Leonard Castriano, father of Lenny Castriano Jr., who worked on the 105th floor of World Trade Center 1, said, "The 9/11 terrorist attacks affected communities all across the state, and Buffalo was not spared. On the 10th anniversary of September 11, it is crucial for New Yorkers to be able to gather together and honor those who perished at the World Trade Center, like my son Lenny, the Pentagon and on the planes. I thank Governor Cuomo for his efforts in creating special exhibits so our towns and cities can reflect on what blinding hatred can do, and remember that fateful day."
Aaron Podolefsky, President of Buffalo State, said, "The artifacts on display as part of the 'New York Remembers' exhibit are vital pieces of American history and tributes to those who served and sacrificed. The Buffalo State community is honored to host this exhibit and to welcome Governor Cuomo once again to our campus. We hope our neighbors throughout Western New York will visit the exhibit to mark the tenth anniversary of the September 11 attacks."
Each location will remain open until the end of September. All will be open on Sunday, September 11th.
Many of the artifacts being exhibited have never been seen by the public, including: the trailer used by families visiting Ground Zero that includes photographs and messages; damaged emergency vehicles and other vehicle parts; aluminum and glass from the buildings; religious "symbol steel" created by the workers at the site; and airplane fragments including landing gear and engine parts. The stories behind all the artifacts will be told as part of the exhibitions.

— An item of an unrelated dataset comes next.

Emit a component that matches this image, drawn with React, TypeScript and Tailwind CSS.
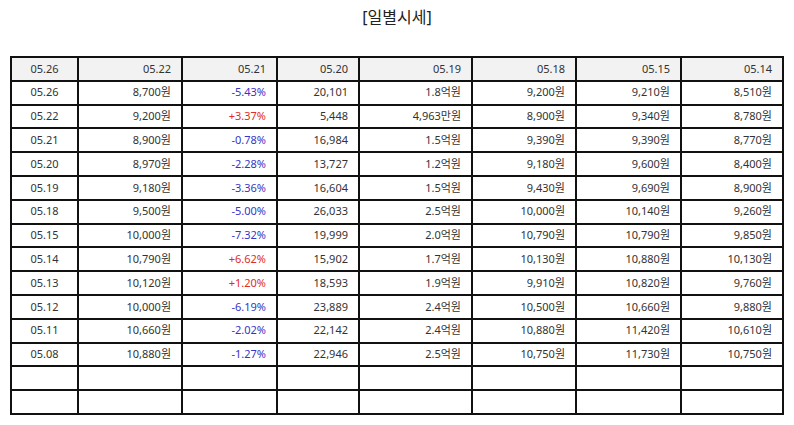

With more than 2,000 artifacts, the New York State Museum is the nation's largest repository of objects recovered from the World Trade Center site after September 11, 2001. Within weeks of the attacks, State Museum staff documented the operations at the WTC site and later spent countless hours at the WTC Recovery Operation at Fresh Kills where all the material was inspected. In the ten months that followed the attacks, the FBI and NYPD recovered over 50,000 pieces of personal property. The Museum also documented the Fresh Kills operation with hundreds of photographs, interviews, and films.
The FBI and NYPD transferred all artifacts to the Museum after they were designated non-essential to the crime scene as neither criminal evidence nor personal property. Items include rescue artifacts, building pieces, everyday artifacts, and other objects from the site. No object collected from Fresh Kills by the State Museum was kept if it could be identified as owned by an individual. Vehicles like a FDNY truck were signed over to the State Museum by the FDNY via a deed of gift by the specific agency. Forty-nine pieces of the two airplanes that crashed into the towers were transferred to the State Museum by the FBI. These include fuselage, interior, and engine parts.
The State Museum also has a significant collection of sympathy material from the New York City area, New York State, and across the world.
ABOUT THE NATIONAL SEPTEMBER 11 MEMORIAL & MUSEUM
The National September 11 Memorial & Museum is the not-for-profit corporation created to oversee the design, fundraising, programming, and operations of the Memorial & Museum at the World Trade Center. The Memorial & Museum will be located on eight of the sixteen acres of the World Trade Center site. The Memorial will be dedicated on the tenth anniversary of the 9/11 attacks and will open to the public the following day, and the Museum will open in September 2012.
The Memorial will remember and honor the thousands of people who were killed in the horrific attacks of September 11, 2001 and February 26, 1993. The design, created by Michael Arad and Peter Walker, consists of two reflecting pools formed in the footprints of the original Twin Towers and a plaza of trees.
The Museum will display monumental artifacts linked to the events of 9/11, while presenting intimate stories of loss, compassion, reckoning, and recovery that are central to telling the story of the 2001 and 1993 attacks and the aftermath. It will communicate key messages that embrace both the specificity and the universal implications of the events of 9/11; document the impact of those events on individual lives, as well as on local, national, and international communities; and explore the continuing significance of these events for our global community.